Tuesday, 02 January 2024 12:17 GMT

Tesla’s net income drops thirty-seven per cent in third quarter


(MENAFN) US electric vehicle manufacturer Tesla saw its net income decline by 37% in the third quarter compared with the same period last year, despite a rebound in sales and a surge in purchases ahead of a federal tax credit deadline, according to reports.

Net income dropped to $1.37 billion for the quarter, down from $2.17 billion a year earlier, even as American consumers rushed to buy electric vehicles before the $7,500 federal tax incentive expired last month.

Revenue for the June–September period reached $28.1 billion, marking a 12% increase from $25.18 billion in the same quarter of the previous year. Automotive revenue specifically rose 6% to $21.2 billion, up from $20 billion.

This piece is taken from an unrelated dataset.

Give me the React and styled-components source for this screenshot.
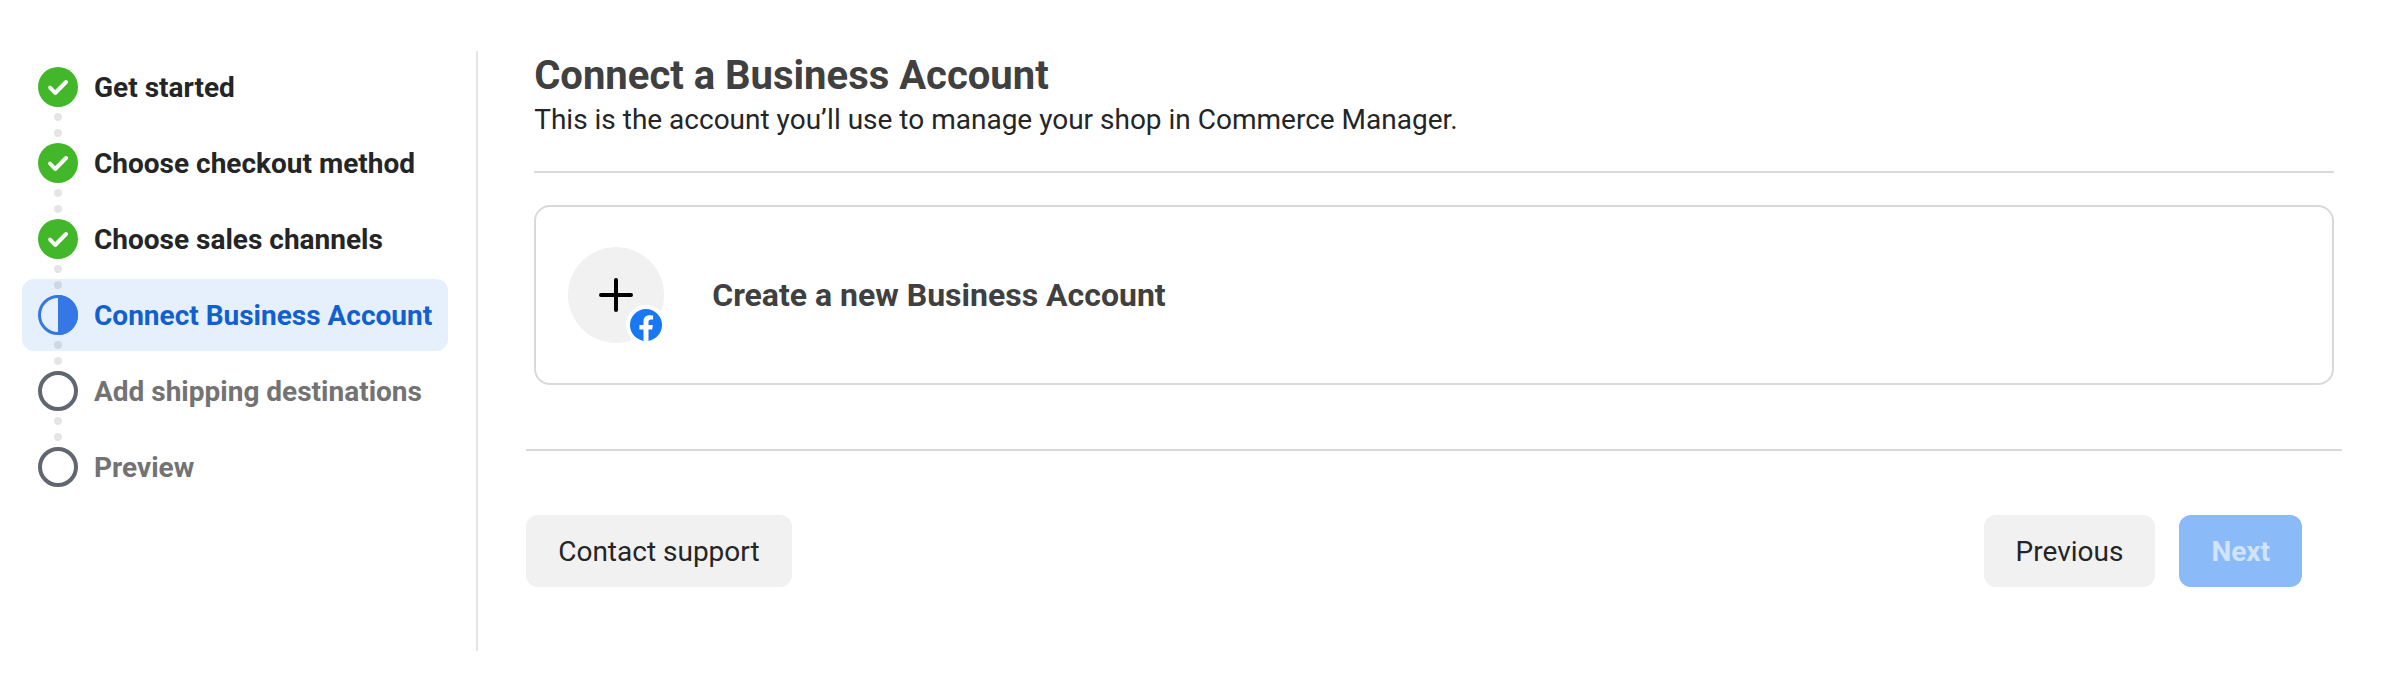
import React from "react";
import styled, { createGlobalStyle } from "styled-components";

const GlobalStyle = createGlobalStyle`
  * {
    box-sizing: border-box;
  }

  body {
    margin: 0;
    background-color: #ffffff;
    color: #242526;
    font-family: Roboto, "Liberation Sans", sans-serif;
    font-size: 28px;
    line-height: 39px;
  }
`;

const Page = styled.div`
  display: flex;
  padding: 51px 42px 41px 22px;
`;

const Sidebar = styled.nav`
  flex: none;
  min-height: 600px;
  padding-right: 28px;
  border-right: 2px solid #e5e5e5;
`;

const StepList = styled.ol`
  display: flex;
  flex-direction: column;
  gap: 4px;
  margin: 0;
  padding: 0;
  list-style: none;
`;

const textColors = {
  done: "#242526",
  current: "#1260cf",
  upcoming: "#737373",
};

const Step = styled.li`
  display: flex;
  align-items: center;
  gap: 16px;
  height: 72px;
  padding: 0 16px;
  border-radius: 12px;
  background-color: ${(props) =>
    props.$status === "current" ? "#e6f0fd" : "transparent"};
  color: ${(props) => textColors[props.$status]};
  font-weight: 700;
  white-space: nowrap;
`;

const Marker = styled.div`
  display: flex;
  flex-direction: column;
  align-items: center;
  gap: 6px;

  svg {
    display: block;
  }
`;

const Dot = styled.span`
  width: 8px;
  height: 8px;
  border-radius: 50%;
  background-color: rgba(0, 0, 0, 0.1);
  visibility: ${(props) => (props.$hidden ? "hidden" : "visible")};
`;

const Main = styled.main`
  flex: 1;
  min-width: 0;
  padding-left: 48px;
`;

const Content = styled.section`
  padding: 0 8px 64px;
  border-bottom: 2px solid #d9d9d9;
`;

const Header = styled.header`
  padding-bottom: 32px;
  border-bottom: 2px solid #d9d9d9;
`;

const Title = styled.h1`
  margin: 0;
  color: #404040;
  font-size: 40px;
  font-weight: 700;
  line-height: 49px;
`;

const Subtitle = styled.p`
  margin: 0;
`;

const AccountCard = styled.button`
  display: flex;
  align-items: center;
  gap: 48px;
  width: 100%;
  margin-top: 32px;
  padding: 40px 32px;
  border: 2px solid #d9d9d9;
  border-radius: 16px;
  background-color: #ffffff;
  color: #404040;
  font-family: inherit;
  font-size: 32px;
  font-weight: 700;
  line-height: 40px;
  text-align: left;
  cursor: pointer;
`;

const AddCircle = styled.span`
  position: relative;
  display: flex;
  align-items: center;
  justify-content: center;
  width: 96px;
  height: 96px;
  border-radius: 50%;
  background-color: #f1f1f1;
`;

const Badge = styled.span`
  position: absolute;
  right: -2px;
  bottom: -2px;
  display: flex;
  border: 4px solid #ffffff;
  border-radius: 50%;
  background-color: #ffffff;
`;

const Footer = styled.footer`
  display: flex;
  justify-content: space-between;
  padding: 64px 40px 0 0;
`;

const ButtonGroup = styled.div`
  display: flex;
  gap: 24px;
`;

const Button = styled.button`
  height: 72px;
  padding: 0 32px;
  border: none;
  border-radius: 12px;
  background-color: #f1f1f1;
  color: #242526;
  font-family: inherit;
  font-size: 28px;
  line-height: 39px;
  cursor: pointer;
`;

const PrimaryButton = styled(Button)`
  background-color: #8bbaf9;
  color: #d1e3fd;
  font-weight: 700;
`;

const steps = [
  { label: "Get started", status: "done" },
  { label: "Choose checkout method", status: "done" },
  { label: "Choose sales channels", status: "done" },
  { label: "Connect Business Account", status: "current" },
  { label: "Add shipping destinations", status: "upcoming" },
  { label: "Preview", status: "upcoming" },
];

const StepIcon = ({ status }) => (
  <svg width="40" height="40" viewBox="0 0 40 40" aria-hidden="true">
    {status === "done" && (
      <>
        <circle cx="20" cy="20" r="20" fill="#42b72a" />
        <path
          d="M12 20.500l5.200 5.500L28 15"
          fill="none"
          stroke="#fff"
          strokeWidth="4"
          strokeLinecap="round"
          strokeLinejoin="round"
        />
      </>
    )}
    {status === "current" && (
      <>
        <circle
          cx="20"
          cy="20"
          r="18.5"
          fill="none"
          stroke="#3578e5"
          strokeWidth="3"
        />
        <path d="M20 0a20 20 0 0 1 0 40z" fill="#3578e5" />
      </>
    )}
    {status === "upcoming" && (
      <circle
        cx="20"
        cy="20"
        r="18"
        fill="none"
        stroke="#606770"
        strokeWidth="4"
      />
    )}
  </svg>
);

const App = () => {
  return (
    <>
      <GlobalStyle />
      <Page>
        <Sidebar aria-label="Setup steps">
          <StepList>
            {steps.map(({ label, status }, index) => (
              <Step
                key={label}
                $status={status}
                aria-current={status === "current" ? "step" : undefined}
              >
                <Marker>
                  <Dot $hidden={index === 0} />
                  <StepIcon status={status} />
                  <Dot $hidden={index === steps.length - 1} />
                </Marker>
                {label}
              </Step>
            ))}
          </StepList>
        </Sidebar>
        <Main>
          <Content>
            <Header>
              <Title>Connect a Business Account</Title>
              <Subtitle>
                This is the account you’ll use to manage your shop in Commerce
                Manager.
              </Subtitle>
            </Header>
            <AccountCard type="button">
              <AddCircle>
                <svg width="34" height="34" viewBox="0 0 34 34">
                  <path
                    d="M17 2v30M2 17h30"
                    stroke="#000"
                    strokeWidth="4"
                    strokeLinecap="round"
                  />
                </svg>
                <Badge>
                  <svg width="32" height="32" viewBox="0 0 32 32">
                    <circle cx="16" cy="16" r="16" fill="#1877f2" />
                    <path
                      d="M22.2 20.6l.7-4.600h-4.400v-3c0-1.300.600-2.500 2.600-2.500h2V6.600s-1.800-.300-3.600-.300c-3.600 0-6 2.200-6 6.200V16H9.400v4.600h4.100v11.200a16 16 0 0 0 5 0V20.600z"
                      fill="#fff"
                    />
                  </svg>
                </Badge>
              </AddCircle>
              Create a new Business Account
            </AccountCard>
          </Content>
          <Footer>
            <Button type="button">Contact support</Button>
            <ButtonGroup>
              <Button type="button">Previous</Button>
              <PrimaryButton type="button" disabled>
                Next
              </PrimaryButton>
            </ButtonGroup>
          </Footer>
        </Main>
      </Page>
    </>
  );
};

export default App;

The tax credit for electric vehicles, which was removed as part of former President Donald Trump’s funding package, expired at the end of the quarter, prompting many customers to accelerate their purchases into the period.

Automotive regulatory credit revenue, however, fell sharply by 44%, dropping from $739 million to $417 million.

Tesla also noted that, instead of committing to specific delivery targets for vehicles and energy products by year-end, "it is difficult to measure the impacts of shifting global trade and fiscal policies on the automotive and energy supply chains, our cost structure, and demand for durable goods and related services," as stated by reports.

CEO Elon Musk and Chief Financial Officer Vaibhav Taneja highlighted the effects of rising tariffs and the expiration of tax credits during Tesla’s most recent earnings call in July.